Unfortunately, we cannot minimize $R(L)$ directly as the joint distribution of $(t, y_t)$ is unknown. Instead, given a set of triplets $\mathcal{S}$ and their labels $y_t$, we wish to learn a kernelized metric parameterized by a bounded linear map $L : \mathcal{H} \rightarrow \mathcal{H}$ that predicts triplets as well as possible on the observed data. 
\begin{eqnarray}
  &&\hspace{-11mm}\widehat{R}_\mathcal{S}(L):= \label{empirical risk first}
  \\ &&\hspace{-9mm} \frac{1}{|\mathcal{S}|}\sum_{(t,y_t)\in \mathcal{S}}l(y_t(\|L\phi_h-L\phi_i\|_\mathcal{H}^2-\|L\phi_h-L\phi_j\|_\mathcal{H}^2)). \nonumber 
\end{eqnarray}
  We refer to $\widehat{R}_\mathcal{S}(L)$ as the empirical risk as it is an unbiased estimator of the true risk $R(L)$. For any given $\ell$, we wish to answer three questions:
  \begin{enumerate}    
      \item Regularizing a norm on $L$ controls the flexibility of the metric and hence the model’s predictions. What is the appropriate way to regularize to balance the bias-variance tradeoff of metric learning?
      \item What can we guarantee about the generalization performance of the solution to (\ref{empirical risk first}) and how does this depend on the norm we choose to regularize on $L$?

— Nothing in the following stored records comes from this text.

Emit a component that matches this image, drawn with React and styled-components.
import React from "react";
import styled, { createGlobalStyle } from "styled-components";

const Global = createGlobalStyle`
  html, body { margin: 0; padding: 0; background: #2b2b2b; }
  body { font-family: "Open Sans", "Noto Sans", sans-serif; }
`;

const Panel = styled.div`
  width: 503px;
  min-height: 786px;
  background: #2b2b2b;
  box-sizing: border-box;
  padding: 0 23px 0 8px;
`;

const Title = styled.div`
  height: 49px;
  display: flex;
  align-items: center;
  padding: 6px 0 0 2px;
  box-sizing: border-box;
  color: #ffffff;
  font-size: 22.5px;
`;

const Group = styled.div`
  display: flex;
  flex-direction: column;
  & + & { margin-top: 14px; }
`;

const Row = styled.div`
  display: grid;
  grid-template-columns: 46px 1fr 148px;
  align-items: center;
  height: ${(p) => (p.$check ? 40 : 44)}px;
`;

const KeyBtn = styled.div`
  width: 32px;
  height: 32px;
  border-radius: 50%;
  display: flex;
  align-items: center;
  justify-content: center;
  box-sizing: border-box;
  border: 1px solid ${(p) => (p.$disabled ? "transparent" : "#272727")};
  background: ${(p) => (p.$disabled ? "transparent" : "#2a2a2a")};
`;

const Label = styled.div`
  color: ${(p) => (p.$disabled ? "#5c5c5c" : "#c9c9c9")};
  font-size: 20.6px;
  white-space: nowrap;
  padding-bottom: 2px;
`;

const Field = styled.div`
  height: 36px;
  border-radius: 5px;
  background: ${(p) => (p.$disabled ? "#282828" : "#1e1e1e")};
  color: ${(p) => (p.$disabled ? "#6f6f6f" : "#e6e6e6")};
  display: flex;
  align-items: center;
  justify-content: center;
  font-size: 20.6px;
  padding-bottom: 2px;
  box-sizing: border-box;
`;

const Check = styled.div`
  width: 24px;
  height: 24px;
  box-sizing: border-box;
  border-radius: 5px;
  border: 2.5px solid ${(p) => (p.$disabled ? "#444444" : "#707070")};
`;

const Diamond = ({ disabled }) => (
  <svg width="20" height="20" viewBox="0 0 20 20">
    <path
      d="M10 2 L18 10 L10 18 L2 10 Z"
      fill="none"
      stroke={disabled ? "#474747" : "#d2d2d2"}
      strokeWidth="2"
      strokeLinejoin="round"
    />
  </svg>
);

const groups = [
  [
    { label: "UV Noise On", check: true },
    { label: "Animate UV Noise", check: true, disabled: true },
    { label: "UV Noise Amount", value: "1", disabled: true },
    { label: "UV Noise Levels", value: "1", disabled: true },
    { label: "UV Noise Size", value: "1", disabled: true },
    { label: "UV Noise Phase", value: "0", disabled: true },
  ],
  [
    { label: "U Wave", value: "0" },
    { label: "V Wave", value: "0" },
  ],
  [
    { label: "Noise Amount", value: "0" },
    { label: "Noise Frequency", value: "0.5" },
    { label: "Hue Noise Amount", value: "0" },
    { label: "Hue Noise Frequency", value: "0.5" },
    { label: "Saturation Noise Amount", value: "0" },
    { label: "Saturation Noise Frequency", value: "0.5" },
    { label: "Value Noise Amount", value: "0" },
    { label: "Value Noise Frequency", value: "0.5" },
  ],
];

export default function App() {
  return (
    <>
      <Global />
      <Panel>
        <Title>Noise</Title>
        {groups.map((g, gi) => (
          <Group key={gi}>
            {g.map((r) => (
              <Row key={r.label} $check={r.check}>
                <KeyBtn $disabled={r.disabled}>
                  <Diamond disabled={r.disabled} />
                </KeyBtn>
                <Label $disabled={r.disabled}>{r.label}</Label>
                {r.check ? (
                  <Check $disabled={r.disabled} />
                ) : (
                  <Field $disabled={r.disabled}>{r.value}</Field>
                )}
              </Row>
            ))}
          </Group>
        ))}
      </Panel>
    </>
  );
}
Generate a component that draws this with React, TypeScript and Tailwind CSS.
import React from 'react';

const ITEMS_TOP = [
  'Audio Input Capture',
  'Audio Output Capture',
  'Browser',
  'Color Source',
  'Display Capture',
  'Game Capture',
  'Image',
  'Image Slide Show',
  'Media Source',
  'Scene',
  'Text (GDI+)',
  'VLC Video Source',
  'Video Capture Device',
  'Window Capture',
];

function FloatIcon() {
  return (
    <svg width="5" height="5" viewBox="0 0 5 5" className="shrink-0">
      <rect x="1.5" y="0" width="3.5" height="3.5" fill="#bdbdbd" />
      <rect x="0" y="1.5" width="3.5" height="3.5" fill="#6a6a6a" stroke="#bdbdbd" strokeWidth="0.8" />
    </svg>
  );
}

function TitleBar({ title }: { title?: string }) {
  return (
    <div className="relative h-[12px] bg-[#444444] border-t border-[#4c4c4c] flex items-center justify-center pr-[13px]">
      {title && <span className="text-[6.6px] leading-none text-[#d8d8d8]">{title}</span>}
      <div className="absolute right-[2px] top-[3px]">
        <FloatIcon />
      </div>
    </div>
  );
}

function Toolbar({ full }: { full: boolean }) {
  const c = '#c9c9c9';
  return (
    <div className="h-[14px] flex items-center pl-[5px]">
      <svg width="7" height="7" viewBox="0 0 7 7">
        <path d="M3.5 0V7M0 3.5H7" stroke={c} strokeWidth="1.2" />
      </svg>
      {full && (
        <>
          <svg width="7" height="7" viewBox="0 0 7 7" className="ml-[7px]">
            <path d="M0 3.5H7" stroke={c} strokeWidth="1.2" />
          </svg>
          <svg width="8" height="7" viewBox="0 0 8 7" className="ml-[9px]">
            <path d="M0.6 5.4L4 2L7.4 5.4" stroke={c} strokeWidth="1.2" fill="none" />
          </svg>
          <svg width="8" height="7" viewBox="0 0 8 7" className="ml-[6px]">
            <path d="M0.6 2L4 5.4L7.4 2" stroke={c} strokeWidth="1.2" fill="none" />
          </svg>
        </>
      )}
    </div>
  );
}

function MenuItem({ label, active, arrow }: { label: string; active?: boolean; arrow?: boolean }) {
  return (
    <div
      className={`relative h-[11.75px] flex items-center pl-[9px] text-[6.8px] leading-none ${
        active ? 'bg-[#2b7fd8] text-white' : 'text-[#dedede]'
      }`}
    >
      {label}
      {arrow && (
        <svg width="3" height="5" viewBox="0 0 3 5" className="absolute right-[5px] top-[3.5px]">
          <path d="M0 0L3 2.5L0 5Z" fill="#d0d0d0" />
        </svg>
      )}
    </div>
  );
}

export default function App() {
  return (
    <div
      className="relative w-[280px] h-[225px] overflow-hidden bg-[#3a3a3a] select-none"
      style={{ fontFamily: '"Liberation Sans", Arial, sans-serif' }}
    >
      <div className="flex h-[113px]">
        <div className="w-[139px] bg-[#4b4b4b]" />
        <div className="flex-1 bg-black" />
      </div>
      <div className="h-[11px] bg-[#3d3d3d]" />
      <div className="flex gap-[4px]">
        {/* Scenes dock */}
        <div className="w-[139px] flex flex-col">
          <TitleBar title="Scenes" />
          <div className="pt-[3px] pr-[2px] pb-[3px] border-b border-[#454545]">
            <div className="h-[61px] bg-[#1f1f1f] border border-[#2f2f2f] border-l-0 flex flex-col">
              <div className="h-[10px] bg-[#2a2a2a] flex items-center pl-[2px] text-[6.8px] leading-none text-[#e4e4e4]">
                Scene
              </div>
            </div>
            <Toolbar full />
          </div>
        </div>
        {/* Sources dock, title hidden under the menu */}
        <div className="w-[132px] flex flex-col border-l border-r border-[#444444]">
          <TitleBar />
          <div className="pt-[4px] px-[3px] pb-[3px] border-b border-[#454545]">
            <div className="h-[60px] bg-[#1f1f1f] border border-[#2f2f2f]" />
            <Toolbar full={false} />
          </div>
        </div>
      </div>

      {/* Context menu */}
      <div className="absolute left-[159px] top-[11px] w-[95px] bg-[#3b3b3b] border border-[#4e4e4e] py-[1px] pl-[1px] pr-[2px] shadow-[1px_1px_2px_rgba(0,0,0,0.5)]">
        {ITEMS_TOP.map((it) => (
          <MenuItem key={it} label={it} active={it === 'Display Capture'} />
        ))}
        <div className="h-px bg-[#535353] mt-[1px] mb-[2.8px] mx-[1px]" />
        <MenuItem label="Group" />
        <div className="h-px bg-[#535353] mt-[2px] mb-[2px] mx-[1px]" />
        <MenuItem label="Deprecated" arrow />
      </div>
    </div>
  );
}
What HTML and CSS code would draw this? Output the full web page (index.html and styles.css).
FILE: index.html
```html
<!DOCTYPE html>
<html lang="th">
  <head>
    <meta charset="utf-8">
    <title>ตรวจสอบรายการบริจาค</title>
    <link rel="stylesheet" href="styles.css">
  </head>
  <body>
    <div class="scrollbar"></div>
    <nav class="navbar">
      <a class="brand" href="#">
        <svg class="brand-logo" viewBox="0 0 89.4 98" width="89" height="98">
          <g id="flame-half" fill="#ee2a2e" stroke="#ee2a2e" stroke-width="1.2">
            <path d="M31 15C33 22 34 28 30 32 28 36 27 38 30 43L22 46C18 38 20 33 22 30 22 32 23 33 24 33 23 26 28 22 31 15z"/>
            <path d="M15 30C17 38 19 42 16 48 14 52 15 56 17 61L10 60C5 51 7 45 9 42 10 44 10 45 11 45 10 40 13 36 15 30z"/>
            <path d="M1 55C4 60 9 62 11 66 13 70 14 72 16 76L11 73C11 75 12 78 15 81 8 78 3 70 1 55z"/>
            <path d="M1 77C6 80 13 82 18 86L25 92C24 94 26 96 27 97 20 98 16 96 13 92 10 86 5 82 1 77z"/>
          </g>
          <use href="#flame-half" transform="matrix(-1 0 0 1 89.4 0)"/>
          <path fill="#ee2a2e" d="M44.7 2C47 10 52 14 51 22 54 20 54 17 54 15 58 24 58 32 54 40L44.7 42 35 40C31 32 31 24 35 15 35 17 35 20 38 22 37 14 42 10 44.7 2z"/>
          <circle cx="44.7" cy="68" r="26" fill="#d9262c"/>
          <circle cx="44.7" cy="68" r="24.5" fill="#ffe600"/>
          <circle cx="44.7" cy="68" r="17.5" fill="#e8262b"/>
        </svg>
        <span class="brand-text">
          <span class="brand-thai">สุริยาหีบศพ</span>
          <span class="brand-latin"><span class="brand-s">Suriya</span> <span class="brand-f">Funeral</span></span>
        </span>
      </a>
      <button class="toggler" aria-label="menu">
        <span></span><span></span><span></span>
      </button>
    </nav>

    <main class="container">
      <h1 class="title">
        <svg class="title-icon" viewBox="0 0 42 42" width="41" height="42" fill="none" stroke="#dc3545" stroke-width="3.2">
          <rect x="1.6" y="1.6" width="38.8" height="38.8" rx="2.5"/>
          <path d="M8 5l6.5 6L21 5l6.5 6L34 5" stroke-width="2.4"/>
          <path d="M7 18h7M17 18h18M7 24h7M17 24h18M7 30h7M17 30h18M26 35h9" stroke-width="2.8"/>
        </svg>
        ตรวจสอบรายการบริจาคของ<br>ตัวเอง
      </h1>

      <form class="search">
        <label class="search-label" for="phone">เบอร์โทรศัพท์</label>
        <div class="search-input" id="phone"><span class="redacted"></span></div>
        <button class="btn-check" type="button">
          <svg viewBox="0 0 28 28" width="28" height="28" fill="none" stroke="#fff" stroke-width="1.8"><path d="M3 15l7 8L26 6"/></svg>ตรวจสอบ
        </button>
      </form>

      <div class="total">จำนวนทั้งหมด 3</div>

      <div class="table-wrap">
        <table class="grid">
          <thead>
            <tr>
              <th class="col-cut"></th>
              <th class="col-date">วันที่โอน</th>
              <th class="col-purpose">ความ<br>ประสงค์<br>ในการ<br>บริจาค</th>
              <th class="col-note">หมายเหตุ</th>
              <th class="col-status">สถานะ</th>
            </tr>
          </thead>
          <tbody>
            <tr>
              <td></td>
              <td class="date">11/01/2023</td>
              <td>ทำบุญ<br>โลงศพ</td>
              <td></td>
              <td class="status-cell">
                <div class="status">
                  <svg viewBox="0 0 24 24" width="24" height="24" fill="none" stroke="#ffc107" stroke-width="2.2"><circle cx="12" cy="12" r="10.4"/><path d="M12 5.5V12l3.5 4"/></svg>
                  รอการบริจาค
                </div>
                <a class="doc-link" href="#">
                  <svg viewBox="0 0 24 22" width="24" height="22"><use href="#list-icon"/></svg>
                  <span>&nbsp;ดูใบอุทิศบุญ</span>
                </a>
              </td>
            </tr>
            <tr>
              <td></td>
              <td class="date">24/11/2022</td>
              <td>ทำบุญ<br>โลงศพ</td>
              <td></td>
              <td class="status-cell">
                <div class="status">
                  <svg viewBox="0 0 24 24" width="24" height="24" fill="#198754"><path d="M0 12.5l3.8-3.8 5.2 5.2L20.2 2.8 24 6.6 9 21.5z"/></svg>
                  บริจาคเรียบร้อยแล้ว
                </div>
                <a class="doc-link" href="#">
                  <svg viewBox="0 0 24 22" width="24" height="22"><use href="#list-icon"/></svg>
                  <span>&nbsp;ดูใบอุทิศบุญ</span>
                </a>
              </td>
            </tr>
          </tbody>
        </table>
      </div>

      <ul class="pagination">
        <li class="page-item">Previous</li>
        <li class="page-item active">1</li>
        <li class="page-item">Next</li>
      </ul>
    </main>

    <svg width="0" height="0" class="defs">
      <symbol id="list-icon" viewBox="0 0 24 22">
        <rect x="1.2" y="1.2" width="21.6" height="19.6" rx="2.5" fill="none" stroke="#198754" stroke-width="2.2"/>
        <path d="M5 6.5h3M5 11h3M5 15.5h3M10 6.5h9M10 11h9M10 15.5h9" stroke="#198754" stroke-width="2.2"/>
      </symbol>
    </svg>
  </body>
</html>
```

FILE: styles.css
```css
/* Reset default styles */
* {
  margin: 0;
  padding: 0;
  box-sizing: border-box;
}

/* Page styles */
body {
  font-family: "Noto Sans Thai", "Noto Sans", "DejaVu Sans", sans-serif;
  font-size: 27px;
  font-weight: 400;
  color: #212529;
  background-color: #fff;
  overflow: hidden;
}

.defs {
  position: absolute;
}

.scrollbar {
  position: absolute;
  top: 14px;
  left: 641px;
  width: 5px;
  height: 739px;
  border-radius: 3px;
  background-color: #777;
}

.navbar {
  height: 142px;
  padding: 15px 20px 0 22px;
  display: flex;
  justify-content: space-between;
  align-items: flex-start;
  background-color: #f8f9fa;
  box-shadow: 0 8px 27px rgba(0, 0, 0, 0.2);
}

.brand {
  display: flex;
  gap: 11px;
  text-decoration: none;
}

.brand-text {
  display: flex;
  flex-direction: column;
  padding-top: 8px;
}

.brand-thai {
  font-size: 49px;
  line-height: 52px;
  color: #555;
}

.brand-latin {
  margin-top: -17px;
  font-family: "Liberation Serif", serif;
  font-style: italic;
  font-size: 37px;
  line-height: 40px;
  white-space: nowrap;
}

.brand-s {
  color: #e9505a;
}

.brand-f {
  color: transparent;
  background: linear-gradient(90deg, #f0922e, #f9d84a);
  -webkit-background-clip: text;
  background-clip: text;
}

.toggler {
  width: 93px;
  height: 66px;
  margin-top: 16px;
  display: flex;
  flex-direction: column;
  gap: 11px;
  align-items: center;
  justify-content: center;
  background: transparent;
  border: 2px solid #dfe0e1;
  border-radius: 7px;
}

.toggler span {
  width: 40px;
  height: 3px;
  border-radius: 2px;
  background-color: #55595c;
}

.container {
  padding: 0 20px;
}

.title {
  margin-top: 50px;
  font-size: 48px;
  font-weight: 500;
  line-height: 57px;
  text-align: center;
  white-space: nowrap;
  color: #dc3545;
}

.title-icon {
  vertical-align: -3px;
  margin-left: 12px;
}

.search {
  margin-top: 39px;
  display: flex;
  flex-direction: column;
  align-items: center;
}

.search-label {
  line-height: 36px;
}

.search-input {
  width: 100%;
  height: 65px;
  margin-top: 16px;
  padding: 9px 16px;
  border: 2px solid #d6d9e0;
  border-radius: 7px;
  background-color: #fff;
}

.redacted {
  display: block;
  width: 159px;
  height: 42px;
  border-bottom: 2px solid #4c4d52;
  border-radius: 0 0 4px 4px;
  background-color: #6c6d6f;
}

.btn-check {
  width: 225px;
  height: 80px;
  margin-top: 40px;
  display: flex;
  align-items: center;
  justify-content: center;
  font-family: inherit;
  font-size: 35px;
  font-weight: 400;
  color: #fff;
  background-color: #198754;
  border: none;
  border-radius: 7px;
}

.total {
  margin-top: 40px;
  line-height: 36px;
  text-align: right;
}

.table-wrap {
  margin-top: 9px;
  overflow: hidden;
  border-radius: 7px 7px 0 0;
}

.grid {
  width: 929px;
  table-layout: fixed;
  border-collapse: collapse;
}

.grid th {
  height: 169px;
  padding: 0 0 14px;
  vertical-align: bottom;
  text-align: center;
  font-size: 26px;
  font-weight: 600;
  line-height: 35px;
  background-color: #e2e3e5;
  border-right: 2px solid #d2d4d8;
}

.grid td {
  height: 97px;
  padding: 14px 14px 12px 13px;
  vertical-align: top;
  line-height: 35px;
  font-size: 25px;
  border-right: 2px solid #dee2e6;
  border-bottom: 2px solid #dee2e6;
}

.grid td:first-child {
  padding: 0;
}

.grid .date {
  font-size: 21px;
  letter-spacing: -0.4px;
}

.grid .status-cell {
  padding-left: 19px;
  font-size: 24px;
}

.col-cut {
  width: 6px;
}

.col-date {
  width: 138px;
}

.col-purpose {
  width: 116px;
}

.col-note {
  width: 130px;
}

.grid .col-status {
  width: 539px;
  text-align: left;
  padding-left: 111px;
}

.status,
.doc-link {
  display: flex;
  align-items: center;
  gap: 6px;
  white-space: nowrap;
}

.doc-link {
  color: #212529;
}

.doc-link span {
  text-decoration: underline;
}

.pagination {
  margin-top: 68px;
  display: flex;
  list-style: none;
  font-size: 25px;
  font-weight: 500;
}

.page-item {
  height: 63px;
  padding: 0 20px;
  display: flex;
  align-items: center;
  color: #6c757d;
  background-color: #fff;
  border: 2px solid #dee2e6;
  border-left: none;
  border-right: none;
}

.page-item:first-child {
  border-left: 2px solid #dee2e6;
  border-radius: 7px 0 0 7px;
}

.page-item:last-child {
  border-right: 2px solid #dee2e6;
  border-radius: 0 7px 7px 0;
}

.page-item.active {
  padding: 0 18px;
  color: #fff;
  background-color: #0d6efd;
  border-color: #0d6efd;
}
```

        \item As written, (\ref{empirical risk first}) is a potentially infinite dimensional, nonconvex optimization problem. How can it be made computationally tractable?
  \end{enumerate}
We refer to Section \ref{sec:Theoretical Guarantees} for the first and second questions, and Section \ref{sec:practical} for the last question.